**Written exercise:** Images are excluded; otherwise, output every record exactly.

**Excerpted records:**
■ ■ ■ ■ ■ ■ ■

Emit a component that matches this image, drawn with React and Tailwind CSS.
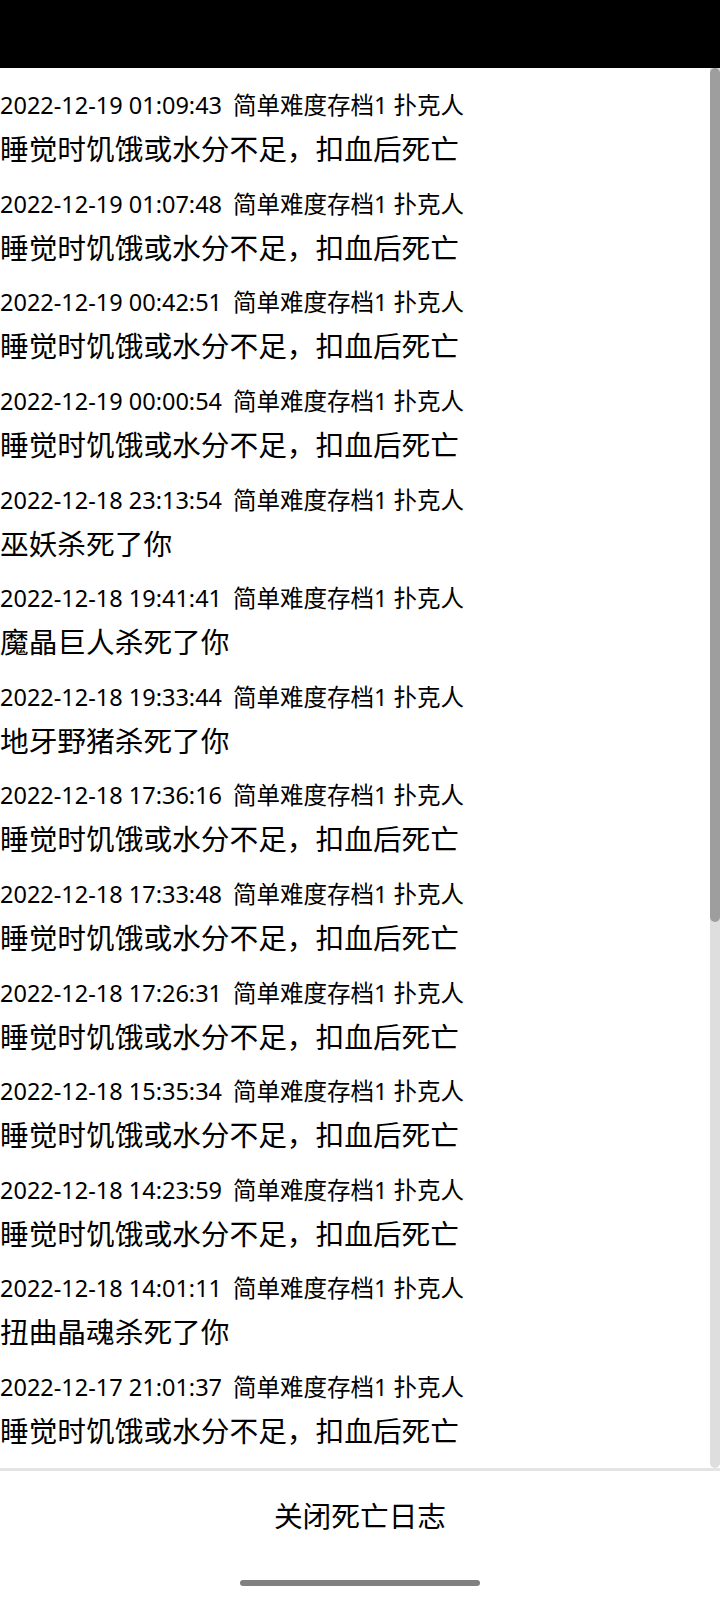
import React from 'react';

const SAVE = '简单难度存档1 扑克人';
const SLEEP = '睡觉时饥饿或水分不足，扣血后死亡';

const logs = [
  { time: '2022-12-19 01:09:43', reason: SLEEP },
  { time: '2022-12-19 01:07:48', reason: SLEEP },
  { time: '2022-12-19 00:42:51', reason: SLEEP },
  { time: '2022-12-19 00:00:54', reason: SLEEP },
  { time: '2022-12-18 23:13:54', reason: '巫妖杀死了你' },
  { time: '2022-12-18 19:41:41', reason: '魔晶巨人杀死了你' },
  { time: '2022-12-18 19:33:44', reason: '地牙野猪杀死了你' },
  { time: '2022-12-18 17:36:16', reason: SLEEP },
  { time: '2022-12-18 17:33:48', reason: SLEEP },
  { time: '2022-12-18 17:26:31', reason: SLEEP },
  { time: '2022-12-18 15:35:34', reason: SLEEP },
  { time: '2022-12-18 14:23:59', reason: SLEEP },
  { time: '2022-12-18 14:01:11', reason: '扭曲晶魂杀死了你' },
  { time: '2022-12-17 21:01:37', reason: SLEEP },
];

function LogEntry({ entry }) {
  return (
    <div className="py-[9.3px] text-black">
      <div className="whitespace-nowrap text-[23.5px] leading-[34px] font-['Noto_Sans','Noto_Sans_CJK_SC',sans-serif]">
        <span>{entry.time}</span>
        <span className="ml-[11px]">{SAVE}</span>
      </div>
      <div className="mt-[6px] whitespace-nowrap text-[28.7px] leading-[40px] font-['Noto_Sans_CJK_SC',sans-serif]">
        {entry.reason}
      </div>
    </div>
  );
}

export default function App() {
  return (
    <div className="w-[720px] h-[1600px] bg-white flex flex-col overflow-hidden">
      {/* status bar */}
      <div className="h-[68px] bg-black shrink-0" />

      {/* death log list */}
      <div className="flex h-[1403px] shrink-0 border-b-[3px] border-[#e4e4e4]">
        <div className="flex-1 overflow-hidden pt-[11px]">
          {logs.map((entry, i) => (
            <LogEntry key={i} entry={entry} />
          ))}
        </div>
        <div className="w-[10px] flex flex-col bg-[#dedede] rounded-b-full">
          <div className="h-[854px] bg-[#9e9e9e] rounded-full" />
        </div>
      </div>

      {/* close button */}
      <div className="flex-1 flex flex-col items-center">
        <button className="mt-[24px] text-[28.7px] leading-[40px] text-black font-['Noto_Sans_CJK_SC',sans-serif]">
          关闭死亡日志
        </button>
        <div className="mt-[45px] w-[240px] h-[6px] rounded-full bg-[#808080]" />
      </div>
    </div>
  );
}
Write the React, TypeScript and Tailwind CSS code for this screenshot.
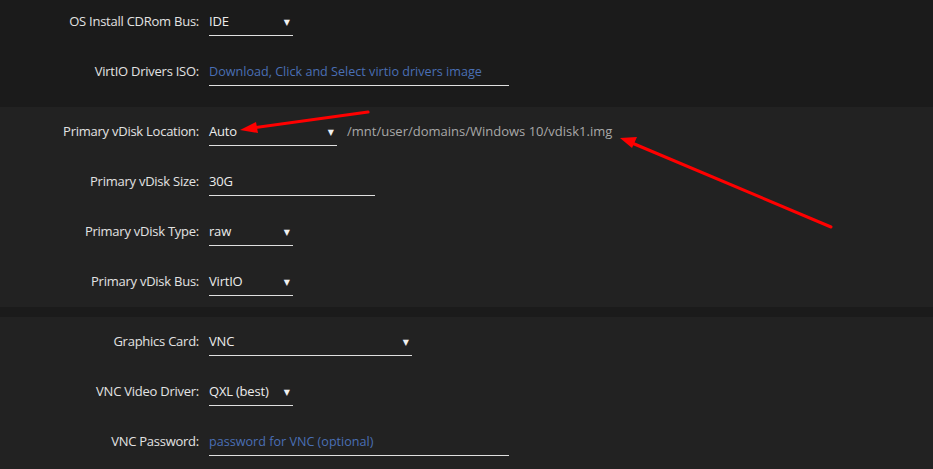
import React from "react";

type Field = {
  label: string;
  kind: "select" | "text";
  value: string;
  width: string;
  placeholder?: boolean;
  extra?: string;
};

const general: Field[] = [
  { label: "OS Install CDRom Bus:", kind: "select", value: "IDE", width: "w-[84px]" },
  { label: "VirtIO Drivers ISO:", kind: "text", value: "Download, Click and Select virtio drivers image", width: "w-[300px]", placeholder: true },
];

const disks: Field[] = [
  { label: "Primary vDisk Location:", kind: "select", value: "Auto", width: "w-[128px]", extra: "/mnt/user/domains/Windows 10/vdisk1.img" },
  { label: "Primary vDisk Size:", kind: "text", value: "30G", width: "w-[166px]" },
  { label: "Primary vDisk Type:", kind: "select", value: "raw", width: "w-[84px]" },
  { label: "Primary vDisk Bus:", kind: "select", value: "VirtIO", width: "w-[84px]" },
];

const graphics: Field[] = [
  { label: "Graphics Card:", kind: "select", value: "VNC", width: "w-[203px]" },
  { label: "VNC Video Driver:", kind: "select", value: "QXL (best)", width: "w-[84px]" },
  { label: "VNC Password:", kind: "text", value: "password for VNC (optional)", width: "w-[300px]", placeholder: true },
];

function Row({ f }: { f: Field }) {
  return (
    <div className="flex h-[50px] items-center">
      <div className="w-[200px] pr-px text-right font-medium tracking-[-0.25px] text-[#e2e2e2]">{f.label}</div>
      <div className="ml-[9px] flex items-center">
        <div className={`relative flex h-[28px] items-center border-b border-[#e0e0e0] ${f.width}`}>
          <span
            className={
              f.placeholder
                ? "pt-px text-[12.6px] text-[#4a6fb5]"
                : "font-medium tracking-[-0.2px] text-[#ececec]"
            }
          >
            {f.value}
          </span>
          {f.kind === "select" && (
            <span className="absolute right-[3px] top-[8px] text-[8px] text-[#f0f0f0]">▼</span>
          )}
        </div>
        {f.extra && <span className="ml-[10px] text-[#a8a8a8]">{f.extra}</span>}
      </div>
    </div>
  );
}

export default function App() {
  return (
    <div
      className="relative h-[469px] w-[933px] overflow-hidden bg-[#1b1b1b] text-[13px]"
      style={{ fontFamily: '"Open Sans", "DejaVu Sans", sans-serif' }}
    >
      <div className="-mt-[3px] h-[100px]">
        {general.map((f) => (
          <Row key={f.label} f={f} />
        ))}
      </div>
      <div className="mt-[10px] bg-[#222222]">
        {disks.map((f) => (
          <Row key={f.label} f={f} />
        ))}
      </div>
      <div className="mt-[10px] h-[160px] bg-[#222222]">
        {graphics.map((f) => (
          <Row key={f.label} f={f} />
        ))}
      </div>

      {/* annotation arrows */}
      <svg className="pointer-events-none absolute left-0 top-0" width="933" height="469">
        <line x1="368" y1="112" x2="252" y2="128" stroke="#ff0000" strokeWidth="3" strokeLinecap="round" />
        <polygon points="240,130 256,122 258,133" fill="#ff0000" />
        <line x1="831" y1="227" x2="632" y2="143" stroke="#ff0000" strokeWidth="3" strokeLinecap="round" />
        <polygon points="620,138 637,137 632,148" fill="#ff0000" />
      </svg>
    </div>
  );
}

■ ■ ■ ■ ■ ■ ■

**Correct output:**
Emit a component that matches this image, drawn with React and Tailwind CSS.
import React from 'react';

const SAVE = '简单难度存档1 扑克人';
const SLEEP = '睡觉时饥饿或水分不足，扣血后死亡';

const logs = [
  { time: '2022-12-19 01:09:43', reason: SLEEP },
  { time: '2022-12-19 01:07:48', reason: SLEEP },
  { time: '2022-12-19 00:42:51', reason: SLEEP },
  { time: '2022-12-19 00:00:54', reason: SLEEP },
  { time: '2022-12-18 23:13:54', reason: '巫妖杀死了你' },
  { time: '2022-12-18 19:41:41', reason: '魔晶巨人杀死了你' },
  { time: '2022-12-18 19:33:44', reason: '地牙野猪杀死了你' },
  { time: '2022-12-18 17:36:16', reason: SLEEP },
  { time: '2022-12-18 17:33:48', reason: SLEEP },
  { time: '2022-12-18 17:26:31', reason: SLEEP },
  { time: '2022-12-18 15:35:34', reason: SLEEP },
  { time: '2022-12-18 14:23:59', reason: SLEEP },
  { time: '2022-12-18 14:01:11', reason: '扭曲晶魂杀死了你' },
  { time: '2022-12-17 21:01:37', reason: SLEEP },
];

function LogEntry({ entry }) {
  return (
    <div className="py-[9.3px] text-black">
      <div className="whitespace-nowrap text-[23.5px] leading-[34px] font-['Noto_Sans','Noto_Sans_CJK_SC',sans-serif]">
        <span>{entry.time}</span>
        <span className="ml-[11px]">{SAVE}</span>
      </div>
      <div className="mt-[6px] whitespace-nowrap text-[28.7px] leading-[40px] font-['Noto_Sans_CJK_SC',sans-serif]">
        {entry.reason}
      </div>
    </div>
  );
}

export default function App() {
  return (
    <div className="w-[720px] h-[1600px] bg-white flex flex-col overflow-hidden">
      {/* status bar */}
      <div className="h-[68px] bg-black shrink-0" />

      {/* death log list */}
      <div className="flex h-[1403px] shrink-0 border-b-[3px] border-[#e4e4e4]">
        <div className="flex-1 overflow-hidden pt-[11px]">
          {logs.map((entry, i) => (
            <LogEntry key={i} entry={entry} />
          ))}
        </div>
        <div className="w-[10px] flex flex-col bg-[#dedede] rounded-b-full">
          <div className="h-[854px] bg-[#9e9e9e] rounded-full" />
        </div>
      </div>

      {/* close button */}
      <div className="flex-1 flex flex-col items-center">
        <button className="mt-[24px] text-[28.7px] leading-[40px] text-black font-['Noto_Sans_CJK_SC',sans-serif]">
          关闭死亡日志
        </button>
        <div className="mt-[45px] w-[240px] h-[6px] rounded-full bg-[#808080]" />
      </div>
    </div>
  );
}
Write the React, TypeScript and Tailwind CSS code for this screenshot.
import React from "react";

type Field = {
  label: string;
  kind: "select" | "text";
  value: string;
  width: string;
  placeholder?: boolean;
  extra?: string;
};

const general: Field[] = [
  { label: "OS Install CDRom Bus:", kind: "select", value: "IDE", width: "w-[84px]" },
  { label: "VirtIO Drivers ISO:", kind: "text", value: "Download, Click and Select virtio drivers image", width: "w-[300px]", placeholder: true },
];

const disks: Field[] = [
  { label: "Primary vDisk Location:", kind: "select", value: "Auto", width: "w-[128px]", extra: "/mnt/user/domains/Windows 10/vdisk1.img" },
  { label: "Primary vDisk Size:", kind: "text", value: "30G", width: "w-[166px]" },
  { label: "Primary vDisk Type:", kind: "select", value: "raw", width: "w-[84px]" },
  { label: "Primary vDisk Bus:", kind: "select", value: "VirtIO", width: "w-[84px]" },
];

const graphics: Field[] = [
  { label: "Graphics Card:", kind: "select", value: "VNC", width: "w-[203px]" },
  { label: "VNC Video Driver:", kind: "select", value: "QXL (best)", width: "w-[84px]" },
  { label: "VNC Password:", kind: "text", value: "password for VNC (optional)", width: "w-[300px]", placeholder: true },
];

function Row({ f }: { f: Field }) {
  return (
    <div className="flex h-[50px] items-center">
      <div className="w-[200px] pr-px text-right font-medium tracking-[-0.25px] text-[#e2e2e2]">{f.label}</div>
      <div className="ml-[9px] flex items-center">
        <div className={`relative flex h-[28px] items-center border-b border-[#e0e0e0] ${f.width}`}>
          <span
            className={
              f.placeholder
                ? "pt-px text-[12.6px] text-[#4a6fb5]"
                : "font-medium tracking-[-0.2px] text-[#ececec]"
            }
          >
            {f.value}
          </span>
          {f.kind === "select" && (
            <span className="absolute right-[3px] top-[8px] text-[8px] text-[#f0f0f0]">▼</span>
          )}
        </div>
        {f.extra && <span className="ml-[10px] text-[#a8a8a8]">{f.extra}</span>}
      </div>
    </div>
  );
}

export default function App() {
  return (
    <div
      className="relative h-[469px] w-[933px] overflow-hidden bg-[#1b1b1b] text-[13px]"
      style={{ fontFamily: '"Open Sans", "DejaVu Sans", sans-serif' }}
    >
      <div className="-mt-[3px] h-[100px]">
        {general.map((f) => (
          <Row key={f.label} f={f} />
        ))}
      </div>
      <div className="mt-[10px] bg-[#222222]">
        {disks.map((f) => (
          <Row key={f.label} f={f} />
        ))}
      </div>
      <div className="mt-[10px] h-[160px] bg-[#222222]">
        {graphics.map((f) => (
          <Row key={f.label} f={f} />
        ))}
      </div>

      {/* annotation arrows */}
      <svg className="pointer-events-none absolute left-0 top-0" width="933" height="469">
        <line x1="368" y1="112" x2="252" y2="128" stroke="#ff0000" strokeWidth="3" strokeLinecap="round" />
        <polygon points="240,130 256,122 258,133" fill="#ff0000" />
        <line x1="831" y1="227" x2="632" y2="143" stroke="#ff0000" strokeWidth="3" strokeLinecap="round" />
        <polygon points="620,138 637,137 632,148" fill="#ff0000" />
      </svg>
    </div>
  );
}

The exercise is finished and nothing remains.